### Records for the task

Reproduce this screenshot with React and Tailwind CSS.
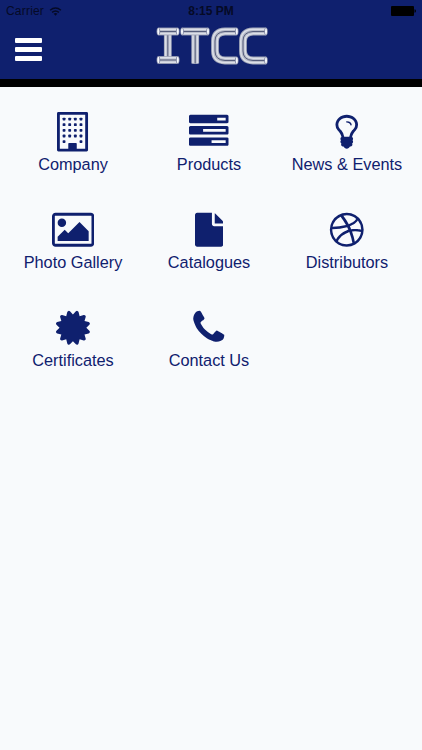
==
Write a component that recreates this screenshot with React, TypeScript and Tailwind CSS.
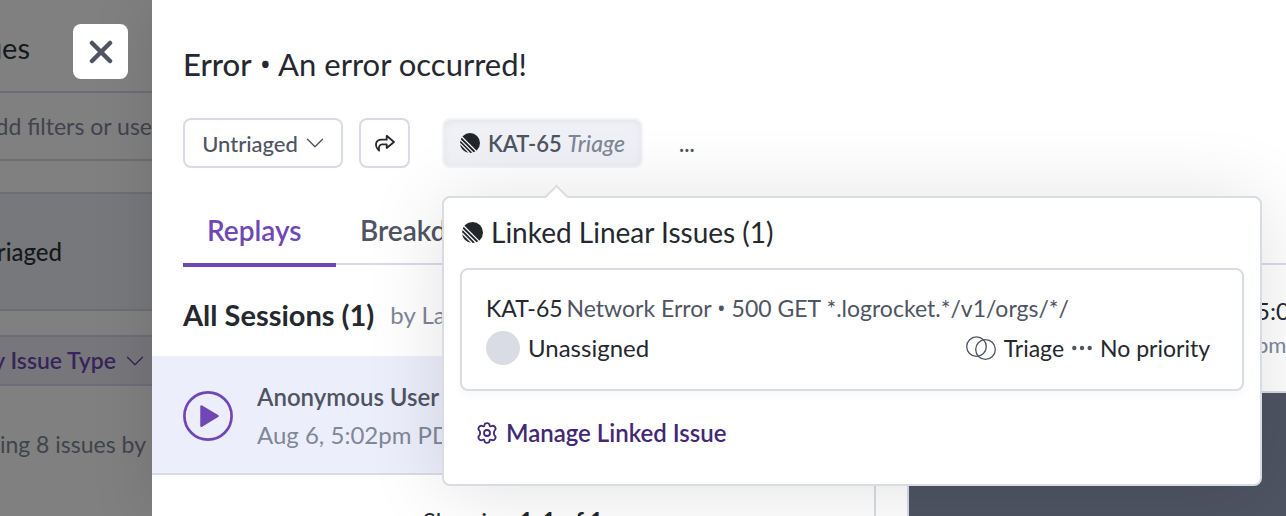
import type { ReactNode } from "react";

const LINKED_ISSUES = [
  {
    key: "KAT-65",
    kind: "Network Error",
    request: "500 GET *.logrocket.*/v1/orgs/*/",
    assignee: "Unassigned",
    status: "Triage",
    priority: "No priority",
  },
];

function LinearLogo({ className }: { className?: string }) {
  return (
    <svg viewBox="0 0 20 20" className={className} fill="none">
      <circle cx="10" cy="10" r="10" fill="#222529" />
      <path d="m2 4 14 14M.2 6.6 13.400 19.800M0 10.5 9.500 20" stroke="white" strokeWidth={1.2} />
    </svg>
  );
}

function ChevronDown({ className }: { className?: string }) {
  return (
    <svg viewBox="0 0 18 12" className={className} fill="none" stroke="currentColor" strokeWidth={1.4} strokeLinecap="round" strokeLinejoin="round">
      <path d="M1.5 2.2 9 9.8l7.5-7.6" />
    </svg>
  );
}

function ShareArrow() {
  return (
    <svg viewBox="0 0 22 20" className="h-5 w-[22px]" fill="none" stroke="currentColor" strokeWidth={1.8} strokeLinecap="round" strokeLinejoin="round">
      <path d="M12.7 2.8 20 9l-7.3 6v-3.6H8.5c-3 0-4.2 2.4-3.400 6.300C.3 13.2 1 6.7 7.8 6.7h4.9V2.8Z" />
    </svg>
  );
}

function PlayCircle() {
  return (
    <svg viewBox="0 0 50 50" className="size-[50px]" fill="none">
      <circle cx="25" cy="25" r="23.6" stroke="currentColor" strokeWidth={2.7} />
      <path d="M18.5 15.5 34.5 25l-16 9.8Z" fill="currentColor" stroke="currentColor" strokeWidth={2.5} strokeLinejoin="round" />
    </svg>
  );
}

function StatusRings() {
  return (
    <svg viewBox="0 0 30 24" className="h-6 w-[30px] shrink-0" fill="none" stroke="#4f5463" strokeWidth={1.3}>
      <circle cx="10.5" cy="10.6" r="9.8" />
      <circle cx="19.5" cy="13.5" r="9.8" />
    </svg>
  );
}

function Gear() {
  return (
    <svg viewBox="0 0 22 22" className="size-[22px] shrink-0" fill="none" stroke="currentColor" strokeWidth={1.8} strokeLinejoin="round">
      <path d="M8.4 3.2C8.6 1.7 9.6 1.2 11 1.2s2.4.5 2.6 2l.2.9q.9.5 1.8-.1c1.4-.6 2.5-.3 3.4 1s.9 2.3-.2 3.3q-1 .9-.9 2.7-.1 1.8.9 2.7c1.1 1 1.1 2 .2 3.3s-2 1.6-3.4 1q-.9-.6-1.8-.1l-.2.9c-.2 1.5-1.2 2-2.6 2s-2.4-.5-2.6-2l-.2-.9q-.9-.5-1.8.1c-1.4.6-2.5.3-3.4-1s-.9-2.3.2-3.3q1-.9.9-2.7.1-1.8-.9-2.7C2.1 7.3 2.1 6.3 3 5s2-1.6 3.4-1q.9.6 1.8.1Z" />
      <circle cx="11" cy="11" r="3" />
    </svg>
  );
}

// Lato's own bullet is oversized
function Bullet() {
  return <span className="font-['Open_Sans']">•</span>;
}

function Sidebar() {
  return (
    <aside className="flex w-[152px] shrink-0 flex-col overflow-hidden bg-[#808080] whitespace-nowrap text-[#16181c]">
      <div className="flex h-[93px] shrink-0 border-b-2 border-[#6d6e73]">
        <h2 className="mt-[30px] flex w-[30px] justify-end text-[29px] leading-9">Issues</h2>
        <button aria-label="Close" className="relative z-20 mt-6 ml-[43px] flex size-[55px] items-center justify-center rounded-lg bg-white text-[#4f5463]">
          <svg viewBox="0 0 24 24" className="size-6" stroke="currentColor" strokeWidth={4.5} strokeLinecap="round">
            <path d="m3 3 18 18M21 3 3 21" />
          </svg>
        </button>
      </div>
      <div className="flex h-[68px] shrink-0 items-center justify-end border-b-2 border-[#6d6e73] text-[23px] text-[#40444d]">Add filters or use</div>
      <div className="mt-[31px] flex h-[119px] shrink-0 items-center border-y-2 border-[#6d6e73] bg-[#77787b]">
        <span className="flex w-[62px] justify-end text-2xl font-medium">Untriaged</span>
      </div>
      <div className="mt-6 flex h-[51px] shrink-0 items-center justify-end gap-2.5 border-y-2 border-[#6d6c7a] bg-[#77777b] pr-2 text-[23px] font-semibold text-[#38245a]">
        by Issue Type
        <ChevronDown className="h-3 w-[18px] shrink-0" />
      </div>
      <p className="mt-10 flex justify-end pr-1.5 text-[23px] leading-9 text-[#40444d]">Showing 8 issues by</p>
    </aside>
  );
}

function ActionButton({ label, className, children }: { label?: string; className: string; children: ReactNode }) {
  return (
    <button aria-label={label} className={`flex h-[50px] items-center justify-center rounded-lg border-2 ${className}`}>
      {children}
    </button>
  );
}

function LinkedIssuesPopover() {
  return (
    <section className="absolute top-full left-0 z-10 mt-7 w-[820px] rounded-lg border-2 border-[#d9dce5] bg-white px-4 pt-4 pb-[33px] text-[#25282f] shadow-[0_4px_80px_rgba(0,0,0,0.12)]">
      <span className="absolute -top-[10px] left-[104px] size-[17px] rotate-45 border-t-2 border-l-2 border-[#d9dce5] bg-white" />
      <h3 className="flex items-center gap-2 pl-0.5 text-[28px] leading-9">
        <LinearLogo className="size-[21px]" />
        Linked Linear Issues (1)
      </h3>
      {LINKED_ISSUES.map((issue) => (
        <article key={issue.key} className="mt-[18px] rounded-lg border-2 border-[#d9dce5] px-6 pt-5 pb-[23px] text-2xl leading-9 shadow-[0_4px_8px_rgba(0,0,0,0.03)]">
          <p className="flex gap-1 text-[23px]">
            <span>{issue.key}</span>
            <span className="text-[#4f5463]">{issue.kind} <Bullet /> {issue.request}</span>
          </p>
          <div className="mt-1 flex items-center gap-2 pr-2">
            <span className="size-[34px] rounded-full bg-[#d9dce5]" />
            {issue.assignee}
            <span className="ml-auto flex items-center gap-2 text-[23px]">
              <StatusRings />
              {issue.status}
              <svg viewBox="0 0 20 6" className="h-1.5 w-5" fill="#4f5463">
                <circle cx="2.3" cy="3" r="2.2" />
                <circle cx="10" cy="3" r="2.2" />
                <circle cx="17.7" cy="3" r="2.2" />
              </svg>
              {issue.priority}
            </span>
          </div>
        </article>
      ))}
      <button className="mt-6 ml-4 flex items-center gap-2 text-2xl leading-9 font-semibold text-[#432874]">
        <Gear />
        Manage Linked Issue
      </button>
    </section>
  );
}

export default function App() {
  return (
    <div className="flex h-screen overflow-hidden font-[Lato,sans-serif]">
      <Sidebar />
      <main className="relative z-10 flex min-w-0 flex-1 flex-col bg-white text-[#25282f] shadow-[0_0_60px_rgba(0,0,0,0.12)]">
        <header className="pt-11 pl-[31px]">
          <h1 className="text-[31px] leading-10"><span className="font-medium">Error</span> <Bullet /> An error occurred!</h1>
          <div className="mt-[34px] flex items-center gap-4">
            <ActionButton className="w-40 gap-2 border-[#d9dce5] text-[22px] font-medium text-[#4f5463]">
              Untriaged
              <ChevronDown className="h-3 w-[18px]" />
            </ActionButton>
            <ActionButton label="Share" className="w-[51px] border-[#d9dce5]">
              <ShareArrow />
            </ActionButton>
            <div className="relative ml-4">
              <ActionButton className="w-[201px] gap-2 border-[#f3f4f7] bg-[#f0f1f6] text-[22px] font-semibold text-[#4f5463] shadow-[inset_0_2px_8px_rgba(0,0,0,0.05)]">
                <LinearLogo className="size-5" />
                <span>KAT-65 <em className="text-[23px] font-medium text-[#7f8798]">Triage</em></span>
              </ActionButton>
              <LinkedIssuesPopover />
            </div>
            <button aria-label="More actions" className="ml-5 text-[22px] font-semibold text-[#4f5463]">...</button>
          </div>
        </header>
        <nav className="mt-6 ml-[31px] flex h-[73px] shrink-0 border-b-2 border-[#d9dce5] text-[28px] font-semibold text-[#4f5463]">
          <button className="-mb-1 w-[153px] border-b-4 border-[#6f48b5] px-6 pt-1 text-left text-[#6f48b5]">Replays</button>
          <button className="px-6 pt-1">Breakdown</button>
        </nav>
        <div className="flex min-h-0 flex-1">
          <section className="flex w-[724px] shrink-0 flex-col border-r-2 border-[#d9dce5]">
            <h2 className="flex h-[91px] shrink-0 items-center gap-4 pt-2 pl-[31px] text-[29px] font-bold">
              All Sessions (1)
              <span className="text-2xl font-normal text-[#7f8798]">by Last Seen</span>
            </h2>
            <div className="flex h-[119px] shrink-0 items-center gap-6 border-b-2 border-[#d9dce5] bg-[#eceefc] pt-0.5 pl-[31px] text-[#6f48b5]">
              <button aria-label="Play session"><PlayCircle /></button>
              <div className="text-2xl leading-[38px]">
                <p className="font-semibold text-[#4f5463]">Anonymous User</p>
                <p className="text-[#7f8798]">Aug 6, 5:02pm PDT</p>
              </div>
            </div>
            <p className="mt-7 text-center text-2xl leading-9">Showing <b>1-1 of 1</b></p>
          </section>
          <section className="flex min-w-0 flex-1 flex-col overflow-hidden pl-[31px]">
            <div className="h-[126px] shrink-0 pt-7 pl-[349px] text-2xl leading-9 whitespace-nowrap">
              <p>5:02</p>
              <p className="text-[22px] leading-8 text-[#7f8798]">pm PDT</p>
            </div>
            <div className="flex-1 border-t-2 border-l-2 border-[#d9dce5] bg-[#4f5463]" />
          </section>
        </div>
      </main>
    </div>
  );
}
* * *
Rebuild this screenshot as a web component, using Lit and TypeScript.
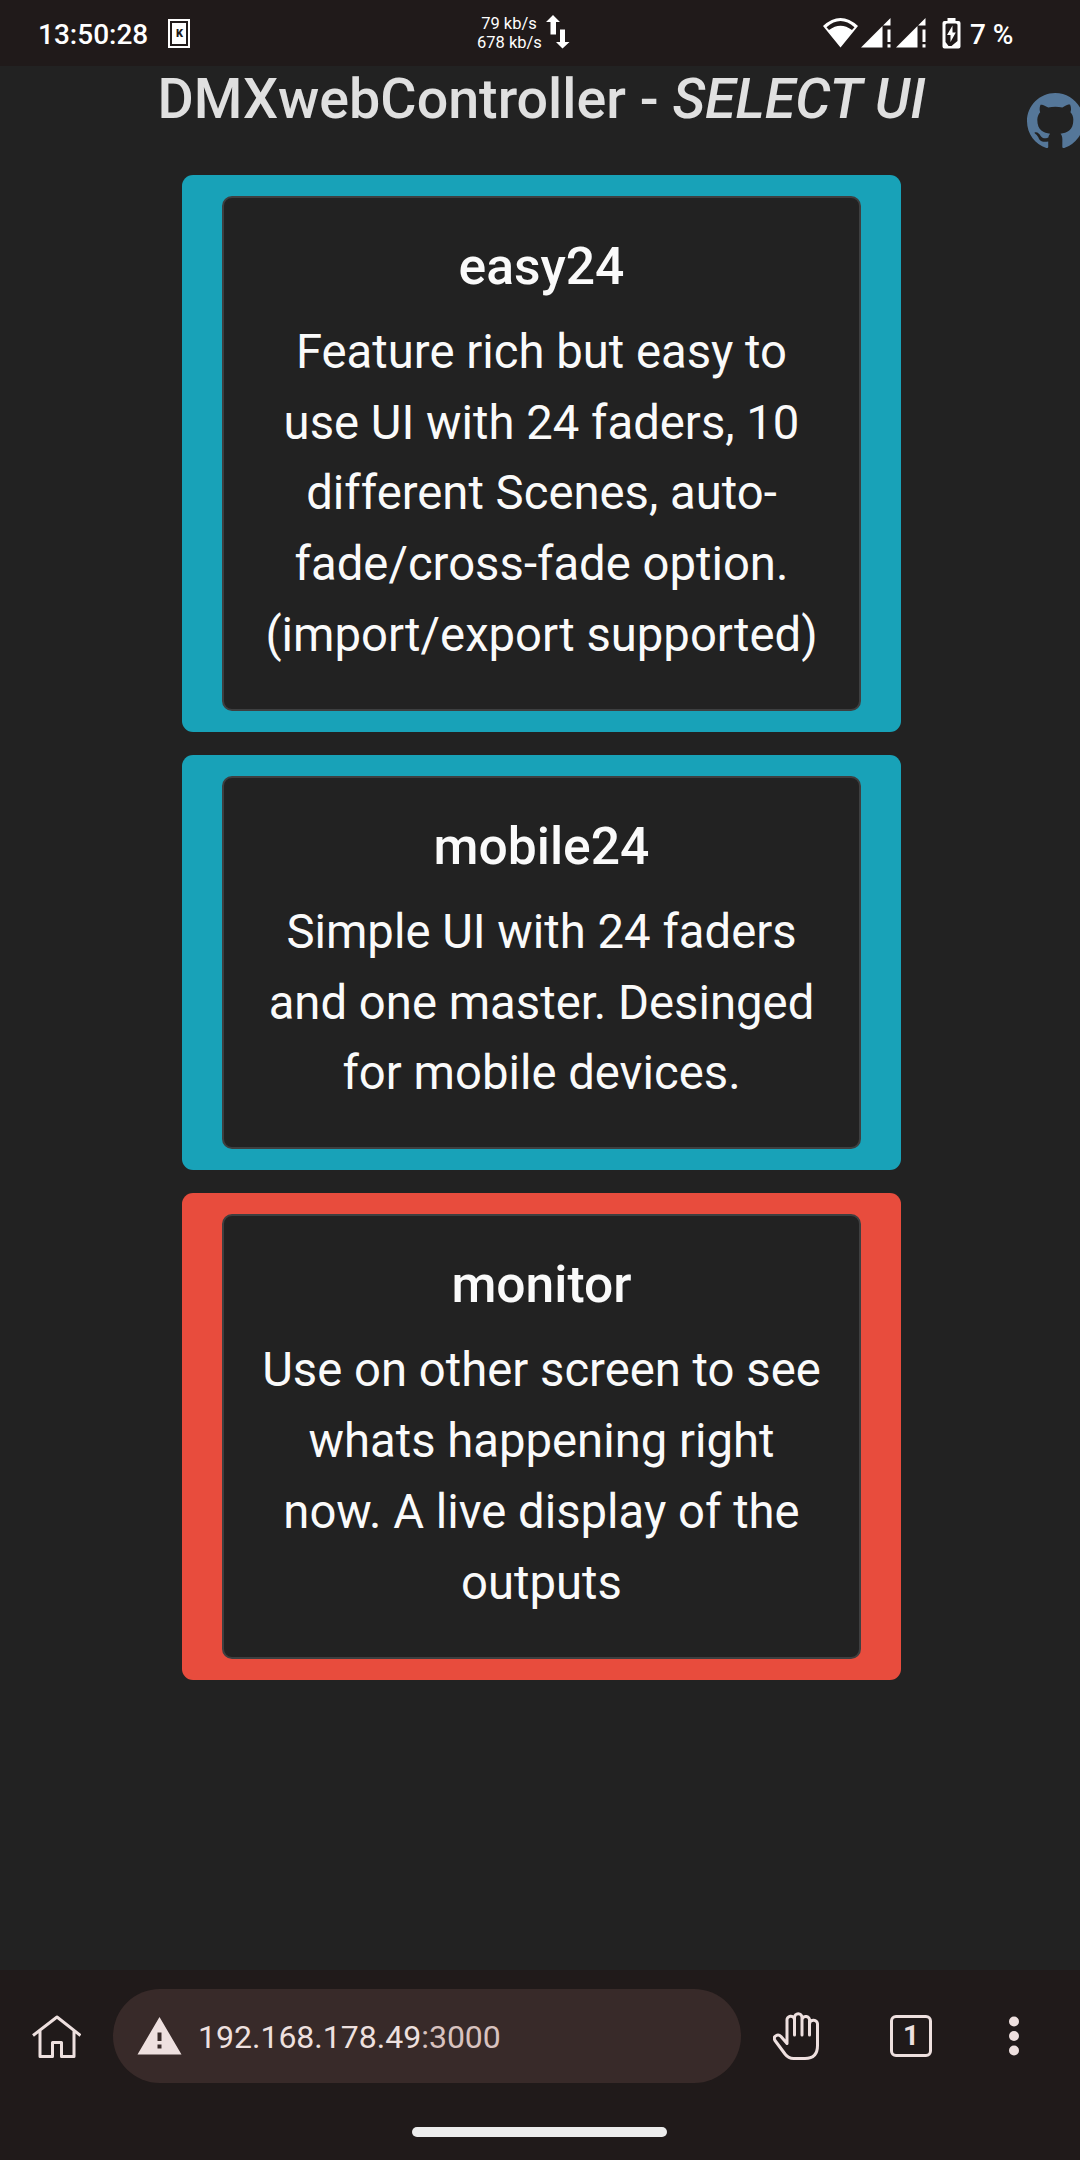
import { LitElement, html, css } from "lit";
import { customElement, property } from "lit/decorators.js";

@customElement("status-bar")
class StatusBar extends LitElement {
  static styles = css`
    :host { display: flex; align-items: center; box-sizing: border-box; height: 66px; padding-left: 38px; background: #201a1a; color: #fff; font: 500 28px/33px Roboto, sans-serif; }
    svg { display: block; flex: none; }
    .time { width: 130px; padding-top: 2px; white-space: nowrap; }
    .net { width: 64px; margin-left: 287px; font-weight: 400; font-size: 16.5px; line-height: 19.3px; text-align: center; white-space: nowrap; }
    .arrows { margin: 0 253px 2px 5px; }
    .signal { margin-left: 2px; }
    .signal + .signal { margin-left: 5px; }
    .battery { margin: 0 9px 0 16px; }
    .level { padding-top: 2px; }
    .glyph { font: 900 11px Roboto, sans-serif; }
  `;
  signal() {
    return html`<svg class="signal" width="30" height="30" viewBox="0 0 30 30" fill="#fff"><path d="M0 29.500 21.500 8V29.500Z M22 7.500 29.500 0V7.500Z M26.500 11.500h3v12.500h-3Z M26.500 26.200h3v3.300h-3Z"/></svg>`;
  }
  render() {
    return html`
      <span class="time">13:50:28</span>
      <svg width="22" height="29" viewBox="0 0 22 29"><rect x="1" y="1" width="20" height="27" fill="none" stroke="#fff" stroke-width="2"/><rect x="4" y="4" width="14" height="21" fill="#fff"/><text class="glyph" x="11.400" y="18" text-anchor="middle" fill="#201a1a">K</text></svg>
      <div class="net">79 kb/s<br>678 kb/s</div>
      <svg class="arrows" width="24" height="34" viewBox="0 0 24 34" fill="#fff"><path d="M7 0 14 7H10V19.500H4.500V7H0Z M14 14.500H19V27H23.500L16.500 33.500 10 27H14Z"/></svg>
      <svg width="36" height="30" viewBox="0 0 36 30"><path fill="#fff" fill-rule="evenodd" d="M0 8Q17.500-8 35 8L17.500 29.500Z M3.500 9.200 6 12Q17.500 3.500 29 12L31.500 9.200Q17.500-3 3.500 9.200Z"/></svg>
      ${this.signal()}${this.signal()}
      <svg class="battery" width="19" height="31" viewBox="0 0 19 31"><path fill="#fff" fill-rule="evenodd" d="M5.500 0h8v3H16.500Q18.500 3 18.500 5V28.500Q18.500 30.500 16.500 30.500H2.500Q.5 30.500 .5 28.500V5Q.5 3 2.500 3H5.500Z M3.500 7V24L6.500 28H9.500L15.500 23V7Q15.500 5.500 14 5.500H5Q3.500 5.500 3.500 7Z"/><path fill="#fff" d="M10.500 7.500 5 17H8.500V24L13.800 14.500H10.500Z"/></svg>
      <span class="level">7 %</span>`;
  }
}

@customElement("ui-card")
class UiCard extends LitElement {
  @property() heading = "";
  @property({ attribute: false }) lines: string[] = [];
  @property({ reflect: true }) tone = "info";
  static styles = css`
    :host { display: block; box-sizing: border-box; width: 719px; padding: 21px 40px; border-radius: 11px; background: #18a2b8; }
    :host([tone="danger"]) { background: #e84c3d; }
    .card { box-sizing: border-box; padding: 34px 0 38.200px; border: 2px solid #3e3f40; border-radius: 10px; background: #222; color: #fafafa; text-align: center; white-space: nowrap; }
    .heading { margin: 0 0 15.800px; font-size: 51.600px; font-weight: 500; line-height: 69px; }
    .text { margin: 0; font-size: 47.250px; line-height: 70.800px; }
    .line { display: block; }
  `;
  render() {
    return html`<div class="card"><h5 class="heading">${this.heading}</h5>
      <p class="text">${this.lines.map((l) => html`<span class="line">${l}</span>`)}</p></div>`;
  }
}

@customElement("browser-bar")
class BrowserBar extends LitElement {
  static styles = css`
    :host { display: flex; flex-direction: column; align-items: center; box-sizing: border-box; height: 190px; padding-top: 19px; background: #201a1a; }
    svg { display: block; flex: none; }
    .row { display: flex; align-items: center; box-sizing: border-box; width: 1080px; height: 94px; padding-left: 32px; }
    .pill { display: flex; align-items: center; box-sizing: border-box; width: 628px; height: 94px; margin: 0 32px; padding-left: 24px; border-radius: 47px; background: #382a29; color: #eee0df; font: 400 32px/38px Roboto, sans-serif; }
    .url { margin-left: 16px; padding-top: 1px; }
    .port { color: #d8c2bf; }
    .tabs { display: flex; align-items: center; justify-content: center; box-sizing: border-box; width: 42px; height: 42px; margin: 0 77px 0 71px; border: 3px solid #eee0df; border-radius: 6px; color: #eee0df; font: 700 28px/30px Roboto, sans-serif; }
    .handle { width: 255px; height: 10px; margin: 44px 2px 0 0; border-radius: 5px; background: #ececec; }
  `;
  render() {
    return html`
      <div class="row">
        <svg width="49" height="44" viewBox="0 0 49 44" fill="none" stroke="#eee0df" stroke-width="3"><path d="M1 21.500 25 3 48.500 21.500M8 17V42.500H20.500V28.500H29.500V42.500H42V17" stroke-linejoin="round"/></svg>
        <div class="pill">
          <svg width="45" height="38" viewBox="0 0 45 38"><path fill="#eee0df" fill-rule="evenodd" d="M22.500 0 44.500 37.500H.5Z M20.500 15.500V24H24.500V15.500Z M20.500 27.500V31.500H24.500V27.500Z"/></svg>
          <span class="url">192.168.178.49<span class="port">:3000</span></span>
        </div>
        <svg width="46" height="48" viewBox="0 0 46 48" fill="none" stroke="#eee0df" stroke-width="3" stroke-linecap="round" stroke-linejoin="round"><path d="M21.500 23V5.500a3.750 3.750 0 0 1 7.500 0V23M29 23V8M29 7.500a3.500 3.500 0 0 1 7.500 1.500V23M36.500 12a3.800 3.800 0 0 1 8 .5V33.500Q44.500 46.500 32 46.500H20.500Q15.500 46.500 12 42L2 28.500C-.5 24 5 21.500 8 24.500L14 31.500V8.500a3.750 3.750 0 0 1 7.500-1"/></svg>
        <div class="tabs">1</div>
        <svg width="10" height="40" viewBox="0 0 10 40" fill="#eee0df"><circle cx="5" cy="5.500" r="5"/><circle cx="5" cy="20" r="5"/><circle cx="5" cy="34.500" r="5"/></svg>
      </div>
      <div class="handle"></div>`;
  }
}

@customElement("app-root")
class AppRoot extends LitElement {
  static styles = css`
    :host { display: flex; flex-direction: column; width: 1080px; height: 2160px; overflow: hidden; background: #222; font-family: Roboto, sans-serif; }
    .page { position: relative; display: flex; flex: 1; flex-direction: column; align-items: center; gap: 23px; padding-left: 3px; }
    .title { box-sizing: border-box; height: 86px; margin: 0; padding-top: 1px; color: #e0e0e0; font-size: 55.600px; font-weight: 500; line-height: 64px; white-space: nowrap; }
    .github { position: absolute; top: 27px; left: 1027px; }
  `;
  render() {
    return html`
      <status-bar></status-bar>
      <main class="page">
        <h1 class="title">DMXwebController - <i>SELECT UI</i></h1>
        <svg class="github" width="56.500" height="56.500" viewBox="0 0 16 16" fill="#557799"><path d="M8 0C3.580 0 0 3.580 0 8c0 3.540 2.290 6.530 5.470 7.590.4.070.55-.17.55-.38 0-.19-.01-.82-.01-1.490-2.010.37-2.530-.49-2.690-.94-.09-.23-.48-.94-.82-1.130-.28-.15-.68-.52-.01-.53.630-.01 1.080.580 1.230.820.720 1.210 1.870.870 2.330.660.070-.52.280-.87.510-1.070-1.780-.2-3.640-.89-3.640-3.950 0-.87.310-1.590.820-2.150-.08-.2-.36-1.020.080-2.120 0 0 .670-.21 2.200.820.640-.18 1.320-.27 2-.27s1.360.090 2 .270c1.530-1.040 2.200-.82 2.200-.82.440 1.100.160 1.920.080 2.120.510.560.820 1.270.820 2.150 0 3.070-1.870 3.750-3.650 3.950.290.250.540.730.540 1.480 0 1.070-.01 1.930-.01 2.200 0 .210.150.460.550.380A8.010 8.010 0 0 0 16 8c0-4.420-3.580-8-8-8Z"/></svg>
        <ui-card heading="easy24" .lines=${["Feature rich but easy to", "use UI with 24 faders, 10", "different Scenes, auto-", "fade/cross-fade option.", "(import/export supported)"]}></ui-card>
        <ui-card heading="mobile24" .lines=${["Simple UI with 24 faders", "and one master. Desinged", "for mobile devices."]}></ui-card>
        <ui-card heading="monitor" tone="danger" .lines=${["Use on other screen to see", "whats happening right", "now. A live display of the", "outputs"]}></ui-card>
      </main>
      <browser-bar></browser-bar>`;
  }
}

### What is asked
Pull out each line of the records holding the string "screenshot".

### Response below
Reproduce this screenshot with React and Tailwind CSS.
Write a component that recreates this screenshot with React, TypeScript and Tailwind CSS.
Rebuild this screenshot as a web component, using Lit and TypeScript.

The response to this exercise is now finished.